Shigefusa 270mm kasumi yanagiba with custom, by me, desert ironwood handle

28 Dec 2010

Takashima Myokakudani 210*75*20mm #4-6000?

I got this stone a short while ago, but it has been just sitting there while I have been too busy finishing other projects. Finally, I got the time to give it a go. The stone looks like compacted very fine sand. A greenish golden sandy colour (kiita) with small spots and su holes. The stone has a very nice chiseled back side and showing a very nice dark rusty brown skin. The surface is absolutely clean with no cracks or lines or inclusions of any kind. It is a truly beautiful stone.

The Takashima stones come from the Shiga prefecture in Japan. The Takashima mine is still open, but due to mining restrictions it is not actively mined. This means that even if the mine and stones still exist, only old stock stones are sold. They are still available in the market, but you will have to be prepared to fork up $200-300 for a nice piece.

The chiseling shows that this is probably a fairly soft stone, which would suggest it is not one of the finest grit stones. Still, looking at the below pictures it looks very uniform and even throughout the stone, and I was very excited about putting it to the test. The softer Takashima is said to be excellent with Honyaki, so I picked that out for the test as well in addition to my trusty Kasahara Honkasumi Usuba.

The pictures below show the black metal filings after 10 strokes with the Usuba kasumi. As you can see it is not the most agressive stone, but this is actually the whole point about this stone. Slow grinding, controlled and very even, making a perfect pre-polish grind with very homogenous, dense and shallow grind marks. And it is so easy to use that even the novice sharpener can get a pretty good result.

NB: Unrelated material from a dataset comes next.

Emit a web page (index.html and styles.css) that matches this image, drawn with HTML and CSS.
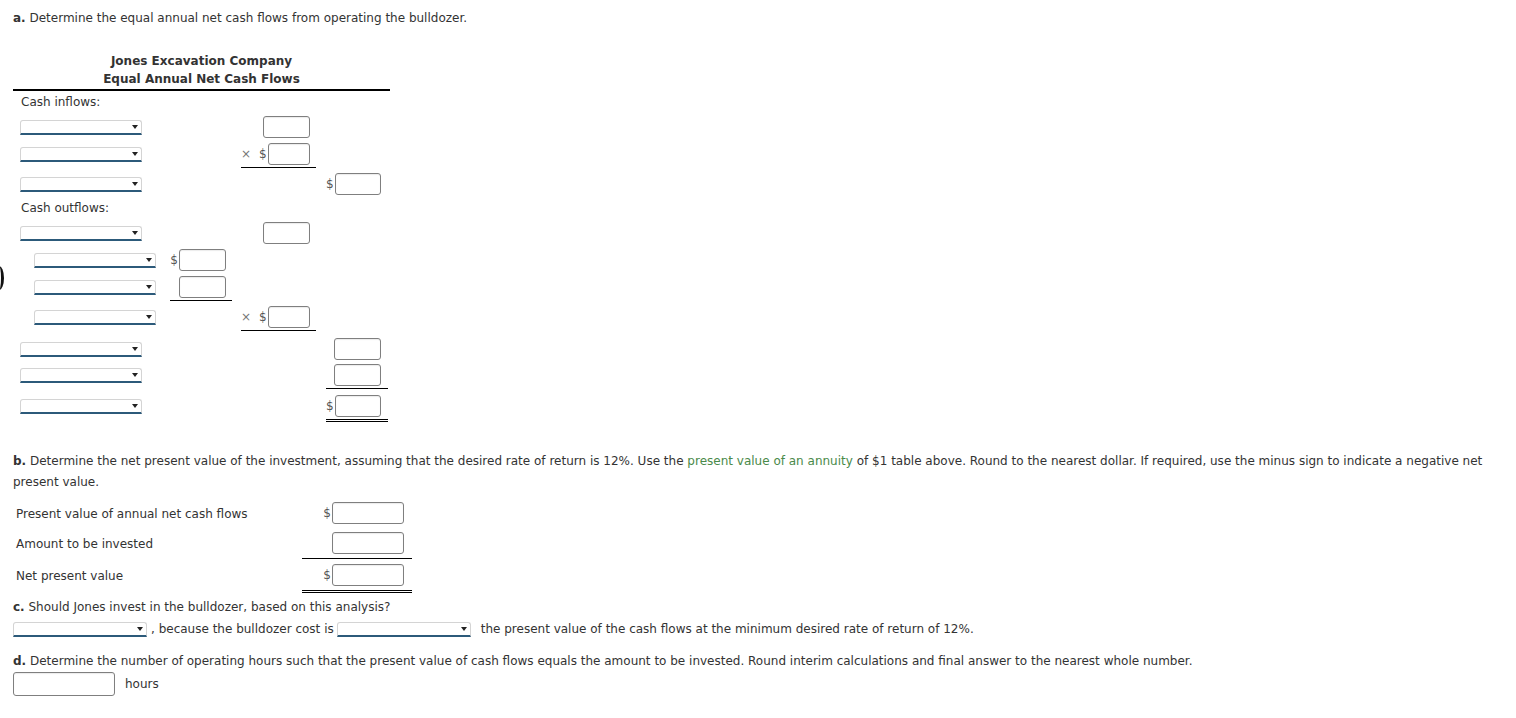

The next picture shows the dense creamy slurry after about 50 passes with the Usuba. As you can see the slurry is only lightly coloured by the black metal which means the stone gives up a lot of material making up the creamy slurry. This again makes for a very delicate feel when sharpening. The stone was really thirsty, so I had to spray it quite often with water. After working the stone for a while it seemed to saturate with water, easing up the sharpening process a lot. I believe a 10 minute soaking will do the trick.

Looking at the result, you can see that the Takashima leaves a very even and dense scratch pattern. This is the perfect starting point for the finishing stones. I felt that after a 150-200 strokes on the Takashima after the Aoto, the edge got a lot more refined after finishing on the Oohira Asagi or even the Oohira Shiro Suita than when finishing directly from the Aoto.

You can also see the beautiful dense scratch pattern thie Takashima leaves on the blade road of my Shiroko Honyaki yanagiba. I experienced the same thing with Honyakt that I did with the Honkasumi. The edge got very refined from the Takashima making it a breeze to finish it on my Nakayama.
This stone is a typical team player. It is not coarse nor agressive enough to be your only medium sharpener or fine enough to be your final finisher. What the Takashima Myokakudani does is to refine the surfaces and the edge from your medium sharpener and priming the edge for the final finishing stone. This task it does to perfection. After using the Takashima I could get especially the Honyaki exceptionally sharp and refined. It really stuck to my nail.

The stone does pretty much the same work as the Oohira Asagi as a pre finisher, but due to its softer feel, it is a lot easier to use and gives the unexperienced knife sharpener a better feeling of what the stone actually does to the steel.

I can recommend this stone to the novice sharpener as well as anyone serious about sharpening Honyaki or even high quality kasumi knives. The work it does to prepare the surfaces to the final finisher saves you a lot of time and finishing stone, and to my experience actually gives you an even better final result.